III. WHAT GOD IS EXPECTING OF US

  1. Malachi describes the function of our priesthood no less than that of the Levites when he says, "The lips of a priest should keep knowledge, and people should seek the law from his mouth; for he is the messenger of the Lord of hosts" (Mal. 2:7).

    1. The priest is "reverent" (Mal. 2:5).

    2. The "law of truth" is in his mouth (Mal. 2:6).

    3. "Injustice" is never found on his lips (Mal. 2:6).

    4. He walks with God "in peace and equity" (Mal. 2:6).

    5. He turns "many away from iniquity" (Mal. 2:6).

  2. An important part of the priest's work, then, is to tell the people the will of God.

  3. But woe to those priests who have had exactly the opposite influence and "have caused many to stumble at the law" (Mal. 2:8).
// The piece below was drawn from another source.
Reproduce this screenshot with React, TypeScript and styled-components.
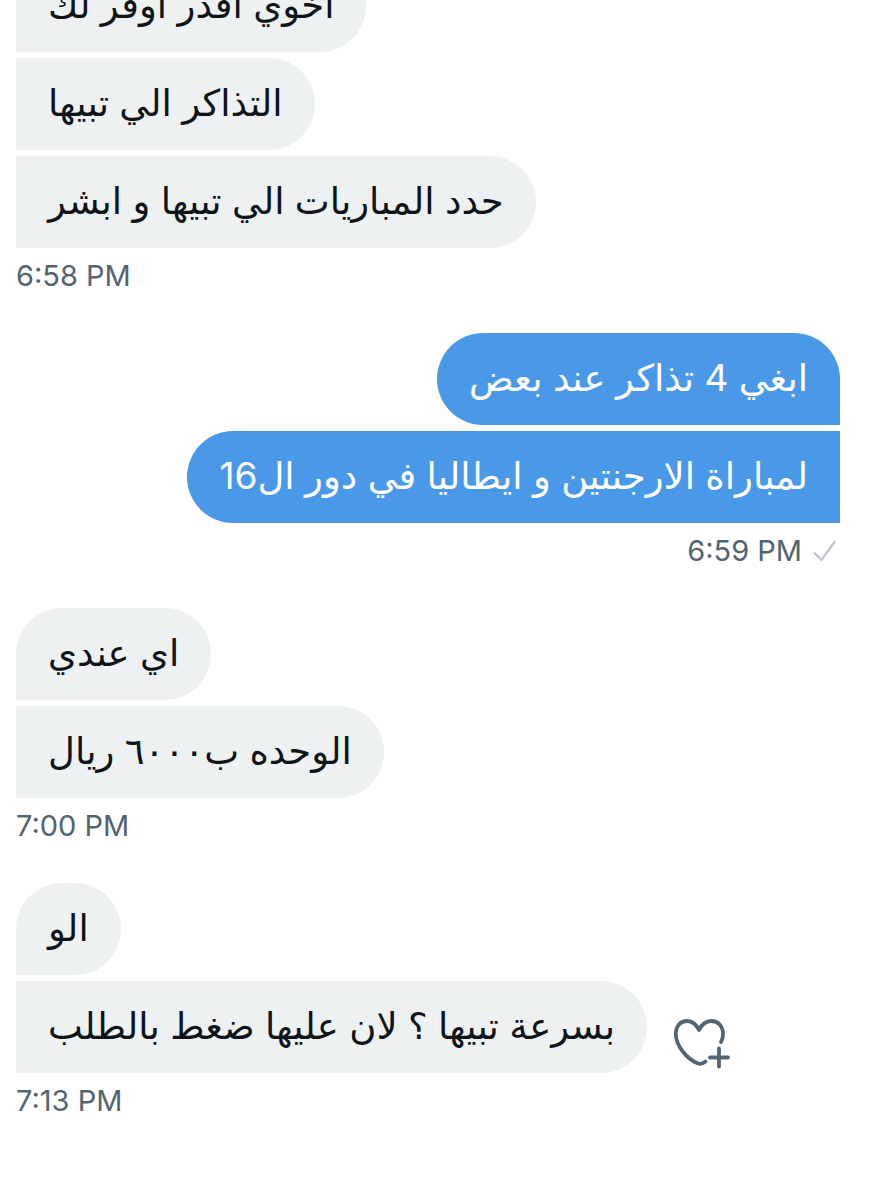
import React from "react";
import styled, { createGlobalStyle } from "styled-components";

const Global = createGlobalStyle`
  *, *::before, *::after { box-sizing: border-box; }
  body { margin: 0; background: #fff; font-family: Inter, "DejaVu Sans", sans-serif; }
`;

const Conversation = styled.main`
  display: flex;
  flex-direction: column;
  gap: 36px;
  padding: 0 50px 0 16px;
  margin-top: -40px;
  overflow: hidden;
`;

const Group = styled.section<{ $own?: boolean }>`
  display: flex;
  flex-direction: column;
  align-items: ${(p) => (p.$own ? "flex-end" : "flex-start")};
  gap: 6px;
`;

const Row = styled.div`
  display: flex;
  align-items: flex-end;
  gap: 24px;
`;

const Bubble = styled.p<{ $own?: boolean; $first?: boolean }>`
  margin: 0;
  padding: 0 32px 2px;
  line-height: 90px;
  font-size: 37px;
  white-space: nowrap;
  color: ${(p) => (p.$own ? "#fff" : "#0f1419")};
  background: ${(p) => (p.$own ? "#4a99e9" : "#edf1f2")};
  border-radius: ${(p) =>
    p.$own
      ? `46px ${p.$first ? "46px" : "0"} 0 46px`
      : `${p.$first ? "46px" : "0"} 46px 46px 0`};
`;

const Meta = styled.div`
  display: flex;
  align-items: center;
  gap: 8px;
  font-size: 29px;
  line-height: 43px;
  color: #536471;
`;

const ReactButton = styled.button`
  display: flex;
  padding: 0;
  border: 0;
  background: none;
  color: #536471;
  cursor: pointer;
`;

const Check = () => (
  <svg width="30" height="30" viewBox="0 0 30 30" fill="none" stroke="#b9c6ce" strokeWidth="2.2" strokeLinecap="round" aria-hidden="true">
    <path d="M4.500 17L11.500 24L24.500 6" />
  </svg>
);

const HeartPlus = () => (
  <svg width="60" height="60" viewBox="0 0 60 60" fill="none" stroke="currentColor" strokeWidth="3.8" strokeLinecap="round" strokeLinejoin="round" aria-hidden="true">
    <path d="M34.500 48.500C32 50.500 30 51.500 27 50.500C15 45.500 4.800 32 4.800 21C4.800 13 9.500 8 16 8C21.500 8 25 11 28 17C31 11 35 8 40.500 8C47 8 52 13 52 21C52 24 51.500 26.500 50 29" />
    <path d="M48 35.500V53.500M39 44.500H57" />
  </svg>
);

type Message = { text: string; reactable?: boolean };
type Block = { time: string; own?: boolean; messages: Message[] };

const blocks: Block[] = [
  { time: "6:58 PM", messages: [{ text: "اخوي اقدر اوفر لك" }, { text: "التذاكر الي تبيها" }, { text: "حدد المباريات الي تبيها و ابشر" }] },
  { time: "6:59 PM", own: true, messages: [{ text: "ابغي 4 تذاكر عند بعض" }, { text: "لمباراة الارجنتين و ايطاليا في دور ال16" }] },
  { time: "7:00 PM", messages: [{ text: "اي عندي" }, { text: "الوحده ب٦٠٠٠ ريال" }] },
  { time: "7:13 PM", messages: [{ text: "الو" }, { text: "بسرعة تبيها ؟ لان عليها ضغط بالطلب", reactable: true }] },
];

export default function App() {
  return (
    <>
      <Global />
      <Conversation>
        {blocks.map((block) => (
          <Group key={block.time} $own={block.own}>
            {block.messages.map((m, i) => (
              <Row key={m.text}>
                <Bubble dir="rtl" lang="ar" $own={block.own} $first={i === 0}>{m.text}</Bubble>
                {m.reactable && <ReactButton aria-label="Add reaction"><HeartPlus /></ReactButton>}
              </Row>
            ))}
            <Meta><time>{block.time}</time>{block.own && <Check />}</Meta>
          </Group>
        ))}
      </Conversation>
    </>
  );
}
  4. It is sobering to contemplate what must be God's full wrath against those whose ministry it is to represent Him to others, but who, in fact, have been the occasion of others turning their backs on Him.

Conclusion

  1. There is no greater irreverence than that sometimes shown by the Lord's own people -- those whose very business it is to glorify the Lord!

  2. The warning of Malachi gives no hope to priests (then and now) who, when admonished, "will not hear, and . . . will not take it to heart" (Mal. 2:2).

  3. The obligation that rests upon each of us who is a Christian is to "adorn the doctrine of God our Savior in all things" (Tit. 2:10).

  4. If we're failing to do that, the willingness to be warned may be the difference between heaven and hell.